Travellers hide identity at work
by Niall Shanahan
Deputy Mayor of Sligo Council, Cllr O'Grady opening the Fórsa Traveller Network.
Deputy Mayor of Sligo Council, Cllr O'Grady opening the Fórsa Traveller Network.

Delegates at Fórsa’s Traveller Equality Network heard that members of the Travelling community feel they have to hide their identity in their workplace because of they fear discrimination.

The event, which took place in Sligo last week, included discussions on the need for workplace champions, positive affirmative actions and employment quotas to improve employment opportunities for Travellers in the civil and public services.

Trade union members, community activists and members of the Travelling community heard James O'Leary of Involve say that Ireland's 30,000 members of the Traveller community are a young population, averaging 22.4 years.


Half the Traveller population is under the age of 20.

He outlined the disproportionately high level of unemployment within the community. Only 19.8% of Travellers are in employment, while only 13% complete their second level education.



A safe space


Despite his lifelong activism on racism and anti-discrimination, Fórsa’s head of education Andy Pike said: “I'm part of the problem. My understanding of Traveller issues is very small.


“This is the beginning for Fórsa, bear with us. There is no policy document to dust off and revise. Our starting point is the creation of this safe space, through the union’s equality network,” he said.


Fórsa vice president Margaret Coughlan spoke of her personal experiences getting to know members of the Travelling community, and about the need to break down social barriers.


Margaret and other delegates gave strong support to the creation of workplace initiatives, in particular the need for champions or advocates for Travellers in the workplace.


Bernadette Maughan, a Fórsa member and manager of Sligo Traveller Support Group, spoke about the systematic exclusion of the Travelling community, "There is a blind spot there. We're used to it, it’s always there. This network is a great innovation, but it shows how much still needs to be done."


Housing row

Bernadette also spoke about the recent attacks on Traveller families in the local area.

In a follow up letter to the head of Sligo County Council, Andy raised the union’s concerns about recent problems experienced by a Traveller family where they were allocated housing from the council, and subsequent vandalism attacks on the house occured. He said the provision of public services like housing should not be influenced by the race or ethnicity of service users.

“Fórsa members working across our public services maintain the highest professional standards when carrying out their duties and we note that the council's decision on allocating accommodation remained in place despite what appear to have been strong representations made by others.

“We commend the council for standing firm on this issue and trust that any attacks or damage to housing allocated to Travellers will be fully investigated,” he said.




Fórsa official Richy Carrothers outlined the union’s experience intervening on discriminatory treatment of Traveller workers at the Leitrim Development Company last year. “We discovered the company had been paying Traveller workers just €5 per hour, significantly less than the statutory minimum wage.

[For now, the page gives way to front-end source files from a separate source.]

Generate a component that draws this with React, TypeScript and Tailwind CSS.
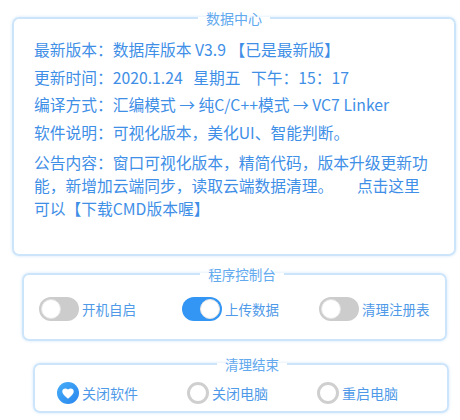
import React from "react";

const font = { fontFamily: '"Noto Sans CJK SC", "Noto Sans", sans-serif' };

function Toggle({ on, label }: { on: boolean; label: string }) {
  return (
    <div className="flex items-center">
      <div
        className={
          on
            ? "flex h-[24px] w-[40px] items-center justify-end rounded-full bg-[#3396f5] px-[2px]"
            : "flex h-[24px] w-[40px] items-center justify-start rounded-full bg-[#cccccc] px-[2px]"
        }
      >
        <div className="h-[20px] w-[20px] rounded-full border border-[#e4e4e4] bg-white" />
      </div>
      <span className="ml-[3px] text-[13.5px] leading-[20px] text-[#4f9ae8]">{label}</span>
    </div>
  );
}

function Radio({ checked, label }: { checked: boolean; label: string }) {
  return (
    <div className="flex items-center">
      {checked ? (
        <div className="flex h-[22px] w-[22px] items-center justify-center rounded-full bg-gradient-to-br from-[#46adf7] to-[#2a86ee]">
          <svg width="12" height="11" viewBox="0 0 24 22">
            <path
              d="M12 21.5 L10.3 19.9 C4.2 14.4 0.5 11 0.5 6.8 C0.5 3.4 3.1 0.8 6.5 0.8 C8.4 0.8 10.3 1.7 12 3.1 C13.7 1.7 15.6 0.8 17.5 0.8 C20.9 0.8 23.5 3.4 23.5 6.8 C23.5 11 19.8 14.4 13.7 19.9 Z"
              fill="#ffffff"
            />
          </svg>
        </div>
      ) : (
        <div className="h-[22px] w-[22px] rounded-full border-[3px] border-[#cfcfcf] bg-white" />
      )}
      <span className="ml-[3px] text-[14px] leading-[20px] text-[#4f9ae8]">{label}</span>
    </div>
  );
}

export default function App() {
  return (
    <div className="h-[420px] w-[460px] bg-white pt-[8px]" style={font}>
      <fieldset className="ml-[12px] h-[248px] w-[443px] rounded-[7px] border-2 border-[#cde5fb] px-[20px] pt-[8px] shadow-[0_0_3px_rgba(150,200,245,0.45)]">
        <legend className="mx-auto px-[8px] text-[14px] leading-[20px] text-[#62a9ee]">数据中心</legend>
        <div className="w-[400px] text-[15.75px] text-[#3f8fe7]">
          <div className="leading-[27.5px] whitespace-pre">
            <div>最新版本：数据库版本 V3.9 【已是最新版】</div>
            <div>更新时间：2020.1.24   星期五   下午：15：17</div>
            <div>编译方式：汇编模式 → 纯C/C++模式 → VC7 Linker</div>
            <div>软件说明：可视化版本，美化UI、智能判断。</div>
          </div>
          <div className="mt-[5px] leading-[23px]">
            公告内容：窗口可视化版本，精简代码，版本升级更新功能，新增加云端同步，读取云端数据清理。{"\u3000\u3000"}点击这里可以【下载CMD版本喔】
          </div>
        </div>
      </fieldset>

      <fieldset className="ml-[22px] mt-[8px] h-[77px] w-[425px] rounded-[7px] border-2 border-[#cde5fb] pl-[15px] pt-[13px] shadow-[0_0_3px_rgba(150,200,245,0.45)]">
        <legend className="mx-auto px-[8px] text-[13.5px] leading-[20px] text-[#62a9ee]">程序控制台</legend>
        <div className="flex items-center">
          <Toggle on={false} label="开机自启" />
          <div className="ml-[46px]">
            <Toggle on={true} label="上传数据" />
          </div>
          <div className="ml-[40px]">
            <Toggle on={false} label="清理注册表" />
          </div>
        </div>
      </fieldset>

      <fieldset className="ml-[33px] mt-[13px] h-[59px] w-[403px] rounded-[7px] border-2 border-[#cde5fb] pl-[22px] pt-[8px] shadow-[0_0_3px_rgba(150,200,245,0.45)]">
        <legend className="mx-auto px-[8px] text-[13.5px] leading-[20px] text-[#62a9ee]">清理结束</legend>
        <div className="flex items-center">
          <div className="w-[130px]">
            <Radio checked={true} label="关闭软件" />
          </div>
          <div className="w-[130px]">
            <Radio checked={false} label="关闭电脑" />
          </div>
          <div className="w-[130px]">
            <Radio checked={false} label="重启电脑" />
          </div>
        </div>
      </fieldset>
    </div>
  );
}
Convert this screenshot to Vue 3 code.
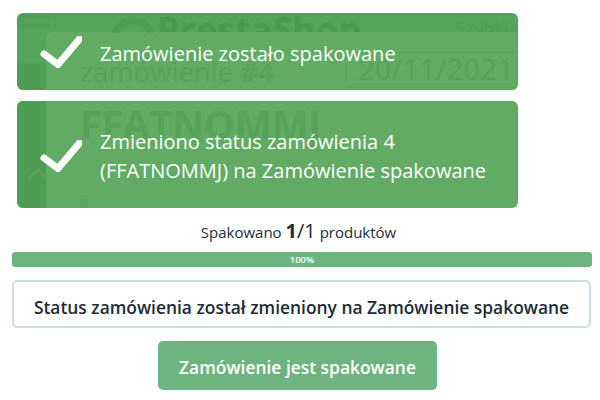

“When they were challenged about this, management raised the hourly rate but cut the hours of affected staff. We discovered serious issues of concern about the treatment of Traveller workers there.

“These were staff employed to advance the work and support for Travellers across Leitrim, and who were treated in the most shameful way by their employer,” he said.

Richy said the issue had been resolved following high-level talks but the episode served to highlight the enormous work that still needs to be done to ensure that Travellers are not discriminated against in the workplace.